>>>

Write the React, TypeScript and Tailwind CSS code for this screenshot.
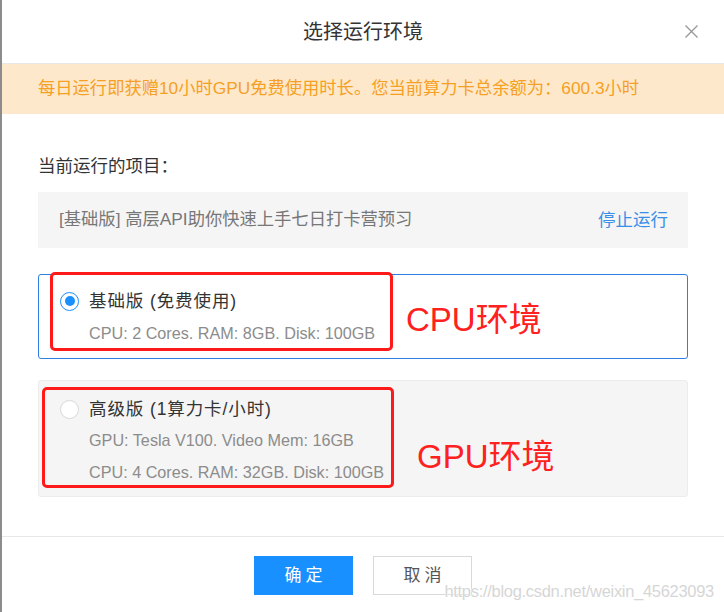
import React, { useState } from 'react';

const font = { fontFamily: "'Liberation Sans', 'Noto Sans CJK SC', sans-serif" };

const Radio: React.FC<{ checked: boolean }> = ({ checked }) => (
  <span
    className={`flex items-center justify-center w-[19px] h-[19px] rounded-full border bg-white shrink-0 ${checked ? 'border-[#1890ff]' : 'border-[#d9d9d9]'}`}
  >
    {checked && <span className="w-[10px] h-[10px] rounded-full bg-[#1890ff]" />}
  </span>
);

const App: React.FC = () => {
  const [plan, setPlan] = useState<'basic' | 'pro'>('basic');

  return (
    <div className="w-[724px] h-[612px] overflow-hidden bg-white border-l-2 border-[#8c8c8c] flex flex-col relative" style={font}>
      {/* Header */}
      <div className="h-[64px] shrink-0 border-b border-[#e8e8e8] flex items-center justify-center relative">
        <h2 className="text-[20px] text-[#333]">选择运行环境</h2>
        <button className="absolute right-[25px] top-[24px] text-[#999]">
          <svg width="15" height="15" viewBox="0 0 15 15" fill="none" stroke="currentColor" strokeWidth="1.4">
            <path d="M1.5 1.5 L13.5 13.5 M13.5 1.5 L1.5 13.5" />
          </svg>
        </button>
      </div>

      {/* Notice */}
      <div className="h-[50px] shrink-0 bg-[#fee8cb] flex items-center pl-[36px] text-[17.3px] text-[#f5a024]">
        每日运行即获赠10小时GPU免费使用时长。您当前算力卡总余额为：600.3小时
      </div>

      {/* Body */}
      <div className="pl-[36px] pr-[36px] pt-[40px] pb-[39px] flex flex-col">
        <div className="text-[17.5px] leading-6 text-[#333]">当前运行的项目：</div>

        <div className="mt-[14px] h-[56px] bg-[#f5f5f5] flex items-center justify-between pl-[21px] pr-[20px] text-[17.3px]">
          <span className="text-[#777]">[基础版] 高层API助你快速上手七日打卡营预习</span>
          <button className="text-[#3a8ee6] text-[17.5px]">停止运行</button>
        </div>

        {/* Basic */}
        <div
          onClick={() => setPlan('basic')}
          className={`mt-[26px] relative rounded-[3px] border pl-[21px] pt-[14px] pb-[13px] cursor-pointer ${plan === 'basic' ? 'border-[#2e7fe2] bg-white' : 'border-[#ececec] bg-[#f5f5f5]'}`}
        >
          <div className="flex items-center gap-[10px] h-6">
            <Radio checked={plan === 'basic'} />
            <span className="text-[17.5px] tracking-[0.9px] text-[#333]">基础版 (免费使用)</span>
          </div>
          <div className="pl-[29px] mt-[8px] flex flex-col gap-[8px] text-[16.2px] leading-6 text-[#8c8c8c]">
            <span>CPU: 2 Cores. RAM: 8GB. Disk: 100GB</span>
          </div>
          {/* annotation */}
          <div className="absolute left-[11px] top-[-3px] w-[343px] h-[79px] border-[3px] border-[#ff1a1a] rounded-[5px] pointer-events-none" />
          <span className="absolute left-[367px] top-[25px] text-[33px] leading-10 text-[#ff2020]">CPU环境</span>
        </div>

        {/* Pro */}
        <div
          onClick={() => setPlan('pro')}
          className={`mt-[21px] relative rounded-[3px] border pl-[21px] pt-[16px] pb-[12px] cursor-pointer ${plan === 'pro' ? 'border-[#2e7fe2] bg-white' : 'border-[#ececec] bg-[#f5f5f5]'}`}
        >
          <div className="flex items-center gap-[10px] h-6">
            <Radio checked={plan === 'pro'} />
            <span className="text-[17.5px] tracking-[0.9px] text-[#333]">高级版 (1算力卡/小时)</span>
          </div>
          <div className="pl-[29px] mt-[7px] flex flex-col gap-[8px] text-[16.2px] leading-6 text-[#8c8c8c]">
            <span>GPU: Tesla V100. Video Mem: 16GB</span>
            <span>CPU: 4 Cores. RAM: 32GB. Disk: 100GB</span>
          </div>
          {/* annotation */}
          <div className="absolute left-[3px] top-[6px] w-[352px] h-[101px] border-[3px] border-[#ff1a1a] rounded-[5px] pointer-events-none" />
          <span className="absolute left-[378px] top-[56px] text-[33px] leading-10 text-[#ff2020]">GPU环境</span>
        </div>
      </div>

      {/* Footer */}
      <div className="border-t border-[#e8e8e8] pt-[19px] flex justify-center gap-[20px]">
        <button className="w-[99px] h-[39px] bg-[#1890ff] text-white text-[17px] tracking-[4px] pl-[4px]">确定</button>
        <button className="w-[99px] h-[39px] bg-white border border-[#d9d9d9] text-[#555] text-[17px] tracking-[4px] pl-[4px]">取消</button>
      </div>

      {/* watermark */}
      <span
        className="absolute right-[10px] bottom-[8px] text-[16.5px] text-[#d6d6d6] tracking-[-0.3px]"
        style={{ textShadow: '0 0 1px #fff, 0 0 2px #fff' }}
      >
        https://blog.csdn.net/weixin_45623093
      </span>
    </div>
  );
};

export default App;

<<<

Short exercise – With the pictures left out, transcribe the material exactly.

Response for this exercise –
Write the React, TypeScript and Tailwind CSS code for this screenshot.
import React, { useState } from 'react';

const font = { fontFamily: "'Liberation Sans', 'Noto Sans CJK SC', sans-serif" };

const Radio: React.FC<{ checked: boolean }> = ({ checked }) => (
  <span
    className={`flex items-center justify-center w-[19px] h-[19px] rounded-full border bg-white shrink-0 ${checked ? 'border-[#1890ff]' : 'border-[#d9d9d9]'}`}
  >
    {checked && <span className="w-[10px] h-[10px] rounded-full bg-[#1890ff]" />}
  </span>
);

const App: React.FC = () => {
  const [plan, setPlan] = useState<'basic' | 'pro'>('basic');

  return (
    <div className="w-[724px] h-[612px] overflow-hidden bg-white border-l-2 border-[#8c8c8c] flex flex-col relative" style={font}>
      {/* Header */}
      <div className="h-[64px] shrink-0 border-b border-[#e8e8e8] flex items-center justify-center relative">
        <h2 className="text-[20px] text-[#333]">选择运行环境</h2>
        <button className="absolute right-[25px] top-[24px] text-[#999]">
          <svg width="15" height="15" viewBox="0 0 15 15" fill="none" stroke="currentColor" strokeWidth="1.4">
            <path d="M1.5 1.5 L13.5 13.5 M13.5 1.5 L1.5 13.5" />
          </svg>
        </button>
      </div>

      {/* Notice */}
      <div className="h-[50px] shrink-0 bg-[#fee8cb] flex items-center pl-[36px] text-[17.3px] text-[#f5a024]">
        每日运行即获赠10小时GPU免费使用时长。您当前算力卡总余额为：600.3小时
      </div>

      {/* Body */}
      <div className="pl-[36px] pr-[36px] pt-[40px] pb-[39px] flex flex-col">
        <div className="text-[17.5px] leading-6 text-[#333]">当前运行的项目：</div>

        <div className="mt-[14px] h-[56px] bg-[#f5f5f5] flex items-center justify-between pl-[21px] pr-[20px] text-[17.3px]">
          <span className="text-[#777]">[基础版] 高层API助你快速上手七日打卡营预习</span>
          <button className="text-[#3a8ee6] text-[17.5px]">停止运行</button>
        </div>

        {/* Basic */}
        <div
          onClick={() => setPlan('basic')}
          className={`mt-[26px] relative rounded-[3px] border pl-[21px] pt-[14px] pb-[13px] cursor-pointer ${plan === 'basic' ? 'border-[#2e7fe2] bg-white' : 'border-[#ececec] bg-[#f5f5f5]'}`}
        >
          <div className="flex items-center gap-[10px] h-6">
            <Radio checked={plan === 'basic'} />
            <span className="text-[17.5px] tracking-[0.9px] text-[#333]">基础版 (免费使用)</span>
          </div>
          <div className="pl-[29px] mt-[8px] flex flex-col gap-[8px] text-[16.2px] leading-6 text-[#8c8c8c]">
            <span>CPU: 2 Cores. RAM: 8GB. Disk: 100GB</span>
          </div>
          {/* annotation */}
          <div className="absolute left-[11px] top-[-3px] w-[343px] h-[79px] border-[3px] border-[#ff1a1a] rounded-[5px] pointer-events-none" />
          <span className="absolute left-[367px] top-[25px] text-[33px] leading-10 text-[#ff2020]">CPU环境</span>
        </div>

        {/* Pro */}
        <div
          onClick={() => setPlan('pro')}
          className={`mt-[21px] relative rounded-[3px] border pl-[21px] pt-[16px] pb-[12px] cursor-pointer ${plan === 'pro' ? 'border-[#2e7fe2] bg-white' : 'border-[#ececec] bg-[#f5f5f5]'}`}
        >
          <div className="flex items-center gap-[10px] h-6">
            <Radio checked={plan === 'pro'} />
            <span className="text-[17.5px] tracking-[0.9px] text-[#333]">高级版 (1算力卡/小时)</span>
          </div>
          <div className="pl-[29px] mt-[7px] flex flex-col gap-[8px] text-[16.2px] leading-6 text-[#8c8c8c]">
            <span>GPU: Tesla V100. Video Mem: 16GB</span>
            <span>CPU: 4 Cores. RAM: 32GB. Disk: 100GB</span>
          </div>
          {/* annotation */}
          <div className="absolute left-[3px] top-[6px] w-[352px] h-[101px] border-[3px] border-[#ff1a1a] rounded-[5px] pointer-events-none" />
          <span className="absolute left-[378px] top-[56px] text-[33px] leading-10 text-[#ff2020]">GPU环境</span>
        </div>
      </div>

      {/* Footer */}
      <div className="border-t border-[#e8e8e8] pt-[19px] flex justify-center gap-[20px]">
        <button className="w-[99px] h-[39px] bg-[#1890ff] text-white text-[17px] tracking-[4px] pl-[4px]">确定</button>
        <button className="w-[99px] h-[39px] bg-white border border-[#d9d9d9] text-[#555] text-[17px] tracking-[4px] pl-[4px]">取消</button>
      </div>

      {/* watermark */}
      <span
        className="absolute right-[10px] bottom-[8px] text-[16.5px] text-[#d6d6d6] tracking-[-0.3px]"
        style={{ textShadow: '0 0 1px #fff, 0 0 2px #fff' }}
      >
        https://blog.csdn.net/weixin_45623093
      </span>
    </div>
  );
};

export default App;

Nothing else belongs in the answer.